でも、やっぱり体力的に大丈夫なのかな?とか、心配してしまう不安定さがあります
特に歌の時。息を吸う音が気になってしまって。
役柄としては似合っていたし、すごく素敵な「お兄様」だったと思いますが。
彩吹真央・・・ロクサーヌ。正直「絶世の美女」には見えなかったんです。でもそのしぐさと声が可愛らしくて。
白城あやかが演じたクリスティーヌはまさに「絶世の美女」で色気もありました
女王陛下のような。でも彩吹真央のロクサーヌはどこまでも「聖女」「純潔」「お転婆」「おちゃめ」
マザー・テレサなんですわ
見た人しかわからないのが何とももどかしいのですが、今時、あんなに「聖女」が似合う女優は
いないんじゃないかと。
1幕で「お兄様お願い」と甘えるシーン、クリスチャンにつれなくしたり、ド・ギーシュをはめたり
2幕では男装して愛する人の元へ飛んでくるなど、行動的で素直。それが少しもわざとらしくない。
戦場で、男たちに囲まれてにこやかに話すシーンは、まるで天使のようで。強烈な美はないけど
回りを和ませ、暖かくさせる空気があるんですよね
「ローマの休日」のアン王女とか、「ファントム」のクリスティーヌとか、「レミゼ」のファンチーヌが
ぴったり!!今時貴重な「聖女」タイプの女優を大事にして欲しい。
田代万里生・・・クリスチャン。こういう子供っぽくて単純な役は身に合っていると思いますが、目が冷たくて。

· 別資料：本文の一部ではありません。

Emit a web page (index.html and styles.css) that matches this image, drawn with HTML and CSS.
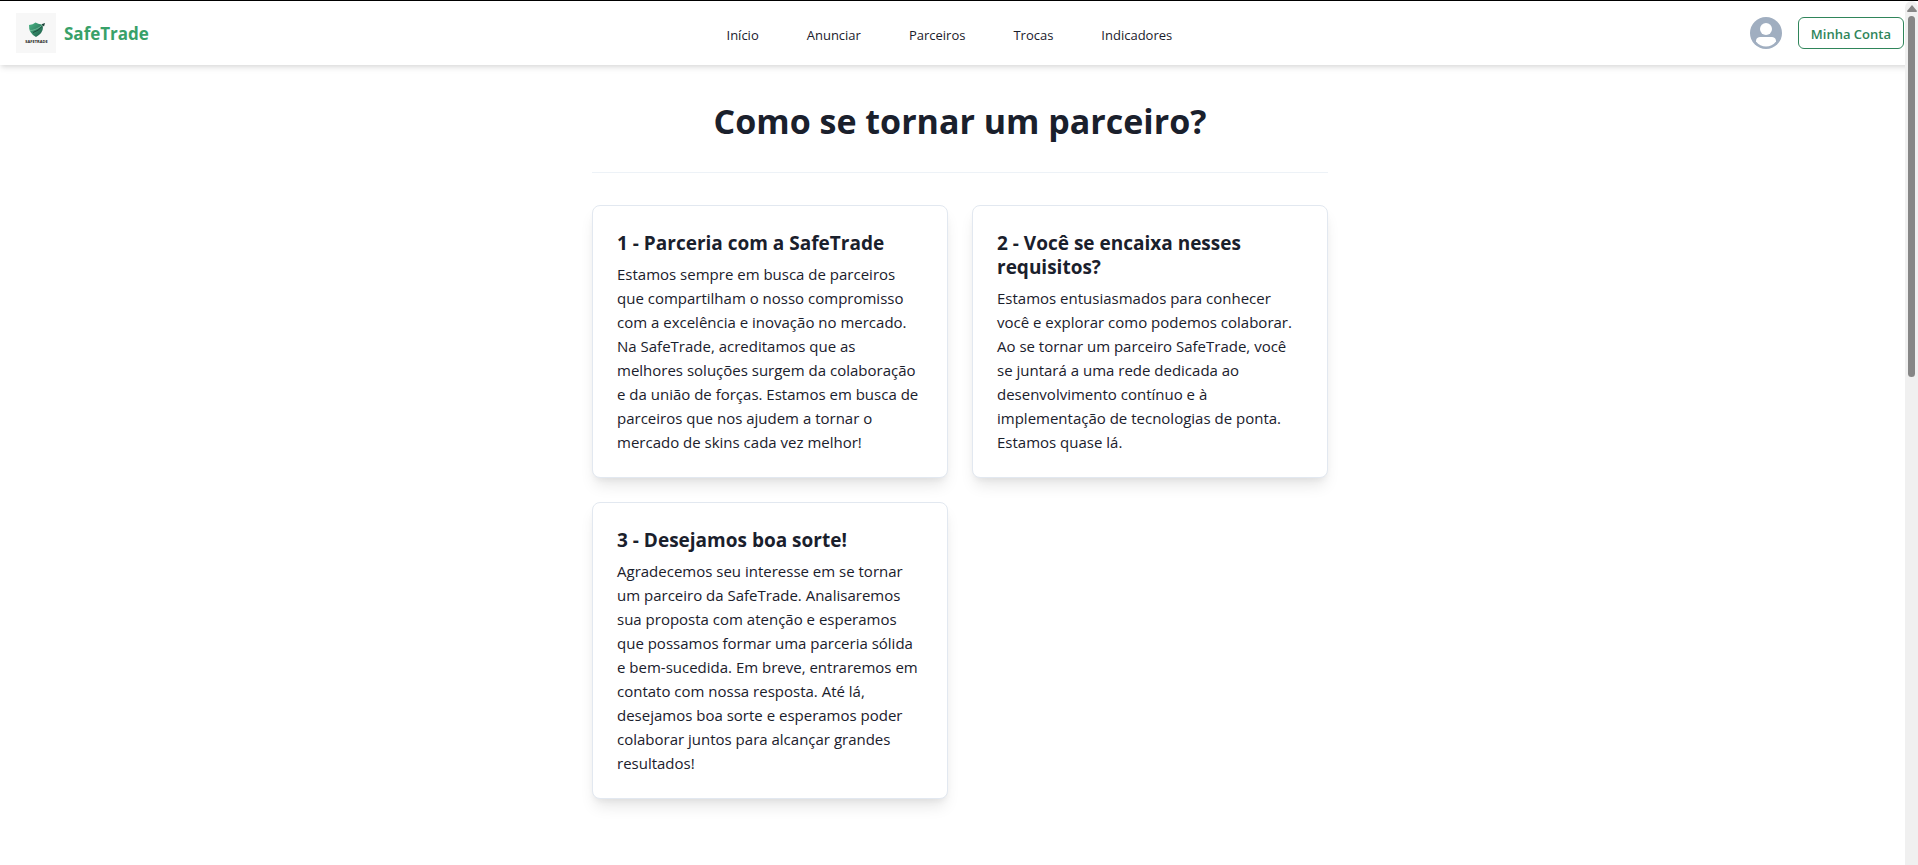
FILE: index.html
```html
<!DOCTYPE html>
<html lang="pt-BR">
<head>
<meta charset="utf-8">
<title>SafeTrade - Parceiros</title>
<link rel="stylesheet" href="styles.css">
</head>
<body>
<header class="header">
  <a class="brand" href="#">
    <svg class="brand-logo" viewBox="0 0 40 40" aria-hidden="true">
      <defs>
        <linearGradient id="shield" x1="0" y1="0" x2="1" y2="1">
          <stop offset="0" stop-color="#4bb888"/>
          <stop offset="1" stop-color="#1d5a47"/>
        </linearGradient>
      </defs>
      <rect width="40" height="40" fill="#f7f7f7"/>
      <path d="M13 12Q17 11.500 19.500 9.500Q22 11 25.500 11.500L27 14.500Q27 20 20 24Q12.500 20 13 12Z" fill="url(#shield)"/>
      <path d="M13.500 17.500Q19 18 27.500 11.500" fill="none" stroke="#8fd0b0" stroke-width=".6"/>
      <path d="M17 19.500Q22 18.500 27.500 12" fill="none" stroke="#173f34" stroke-width=".8"/>
      <path d="M25.500 11.200L29 10L28 13.600Z" fill="#173f34"/>
      <text class="brand-logo-text" x="20.500" y="30" text-anchor="middle">SAFETRADE</text>
    </svg>
    <span class="brand-name">SafeTrade</span>
  </a>
  <nav class="nav">
    <a href="#">Início</a>
    <a href="#">Anunciar</a>
    <a href="#">Parceiros</a>
    <a href="#">Trocas</a>
    <a href="#">Indicadores</a>
  </nav>
  <div class="account">
    <svg class="avatar" viewBox="0 0 32 32" role="img" aria-label="Avatar">
      <circle cx="16" cy="16" r="16" fill="#a0aec0"/>
      <circle cx="16" cy="12" r="6" fill="#fff"/>
      <path d="M6 24.500C6 21 8 20 11 20H21C24 20 26 21 26 24.500C23.500 27.800 20 29.500 16 29.500S8.500 27.800 6 24.500Z" fill="#fff"/>
    </svg>
    <button class="account-button" type="button">Minha Conta</button>
  </div>
</header>
<main class="content">
  <h1 class="title">Como se tornar um parceiro?</h1>
  <hr class="divider">
  <div class="cards">
    <section class="card">
      <h2 class="card-title">1 - Parceria com a SafeTrade</h2>
      <p class="card-text">Estamos sempre em busca de parceiros que compartilham o nosso compromisso com a excelência e inovação no mercado. Na SafeTrade, acreditamos que as melhores soluções surgem da colaboração e da união de forças. Estamos em busca de parceiros que nos ajudem a tornar o mercado de skins cada vez melhor!</p>
    </section>
    <section class="card">
      <h2 class="card-title">2 - Você se encaixa nesses requisitos?</h2>
      <p class="card-text">Estamos entusiasmados para conhecer você e explorar como podemos colaborar. Ao se tornar um parceiro SafeTrade, você se juntará a uma rede dedicada ao desenvolvimento contínuo e à implementação de tecnologias de ponta. Estamos quase lá.</p>
    </section>
    <section class="card">
      <h2 class="card-title">3 - Desejamos boa sorte!</h2>
      <p class="card-text">Agradecemos seu interesse em se tornar um parceiro da SafeTrade. Analisaremos sua proposta com atenção e esperamos que possamos formar uma parceria sólida e bem-sucedida. Em breve, entraremos em contato com nossa resposta. Até lá, desejamos boa sorte e esperamos poder colaborar juntos para alcançar grandes resultados!</p>
    </section>
  </div>
</main>
<div class="scrollbar" aria-hidden="true">
  <svg class="scrollbar-arrow" viewBox="0 0 10 7"><path d="M5 0L10 6Q10 7 9 7H1Q0 7 0 6Z" fill="#868686"/></svg>
  <div class="scrollbar-thumb"></div>
</div>
</body>
</html>
```
FILE: styles.css
```css
* {
  box-sizing: border-box;
}

body {
  margin: 0;
  background: #fff;
  color: #1a202c;
  font-family: "Segoe UI", "Open Sans", "Noto Sans", sans-serif;
  font-size: 15px;
  line-height: 24px;
}

a {
  color: inherit;
  text-decoration: none;
}

.header {
  display: flex;
  align-items: center;
  justify-content: space-between;
  height: 65px;
  padding: 0 14px 0 16px;
  border-top: 1px solid #000;
  background: #fff;
  box-shadow: 0 4px 6px -1px rgba(0, 0, 0, 0.1), 0 2px 4px -1px rgba(0, 0, 0, 0.06);
}

.brand,
.account {
  display: flex;
  align-items: center;
}

.brand {
  gap: 8px;
}

.brand-logo {
  width: 40px;
  height: 40px;
}

.brand-logo-text {
  font-size: 4px;
  font-weight: 700;
  fill: #222;
}

.brand-name {
  padding-top: 2px;
  color: #38a169;
  font-size: 17px;
  font-weight: 700;
}

.nav {
  display: flex;
  gap: 48px;
  padding-top: 4px;
  font-size: 13px;
}

.account {
  gap: 16px;
}

.avatar {
  width: 32px;
  height: 32px;
}

.account-button {
  height: 32px;
  padding: 1px 12px 0;
  border: 1px solid #2f855a;
  border-radius: 6px;
  background: transparent;
  color: #2f855a;
  font: inherit;
  font-size: 13px;
  font-weight: 600;
}

.content {
  max-width: 768px;
  margin: 0 auto;
  padding: 32px 15px 32px 17px;
}

.title {
  margin: 0 0 26px;
  font-size: 34px;
  line-height: 49px;
  font-weight: 700;
  text-align: center;
}

.divider {
  margin: 0 0 32px;
  border: 0;
  border-top: 1px solid #edf2f7;
}

.cards {
  display: grid;
  grid-template-columns: repeat(2, 1fr);
  gap: 24px;
}

.card {
  padding: 25px 24px 23px;
  border: 1px solid #e2e8f0;
  border-radius: 8px;
  background: #fff;
  box-shadow: 0 10px 15px -3px rgba(0, 0, 0, 0.1), 0 4px 6px -2px rgba(0, 0, 0, 0.05);
}

.card-title {
  margin: 0 0 7px;
  font-size: 19px;
  line-height: 24px;
  font-weight: 700;
}

.card-text {
  margin: 0;
}

.scrollbar {
  position: fixed;
  top: 1px;
  right: 0;
  bottom: 0;
  display: flex;
  flex-direction: column;
  align-items: center;
  gap: 4px;
  width: 13px;
  padding-top: 4px;
  border-radius: 8px 8px 0 0;
  background: #f0f0f0;
}

.scrollbar-arrow {
  width: 10px;
  height: 7px;
}

.scrollbar-thumb {
  width: 7px;
  height: 42%;
  border-radius: 4px;
  background: #868686;
}
```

必死にやってるのはわかるけど、もう少し包容力を持たないと主役は無理です。
彩吹ロクサーヌと並んでいると「姉と弟」にしか見えないけど。
鈴木綜馬・・・ド・ギッシュ。真面目なのか不真面目なのかわからない役ですが、声も美しくきちんとやっていて
安定感がありました。もっと大きな役でもいいのに。何で恵まれないかなあ。
光枝明彦・・・ラグノー。相変わらずの美声で安心。
男役が女優になると、ファンとしては違和感を持たざるを得ません。
それが朝海ひかるのようなフェアリータイプだったとしても、どこかに見える男役の片鱗に苦笑したり
やっぱり男役に戻って欲しいなと思ったり
スターの退団後のファンの葛藤って大きいんですよね。
彩吹真央の場合、所々歩き方などは男役っぽい部分はあるけど、しぐさ、表情の付け方などは
「娘役らしさ」を徹底的に身に着けた印象です 普通の女優のような自然体ではない所。女性を
「型」としてとらえている所がいいのだと思います。
そして彼女が本来持っていた「母性的」(男役でいえば「包容力」)
「育ちのよさ」「頭のよさ」などがプラスに働いているものと思います。
いわば、清廉潔白な男役だったわけで、それじゃトップにはなれないよな・・・と思いました。
よくもわるくもトップスターというのはアクがないと出来ない立場ですから、修道士のような清廉潔白さでは
あの大きな舞台の中では埋もれてしまう。
でも、女性を演じた場合、この「清廉潔白」さこそ武器になるぞと。
アクの強い個性的な女性はかつてのトップさん達にお任せして、彩吹は聖女マリアでつっきって頂きたい。
ガラスの仮面でいう所の「二人の王女」。
アルディス役で突っ走って欲しいと思いました。
フィナーレでヒロイン扱いされている彩吹に感無量
ああ・・・頑張ったんだよね。ヅカ時代はつらかったけど。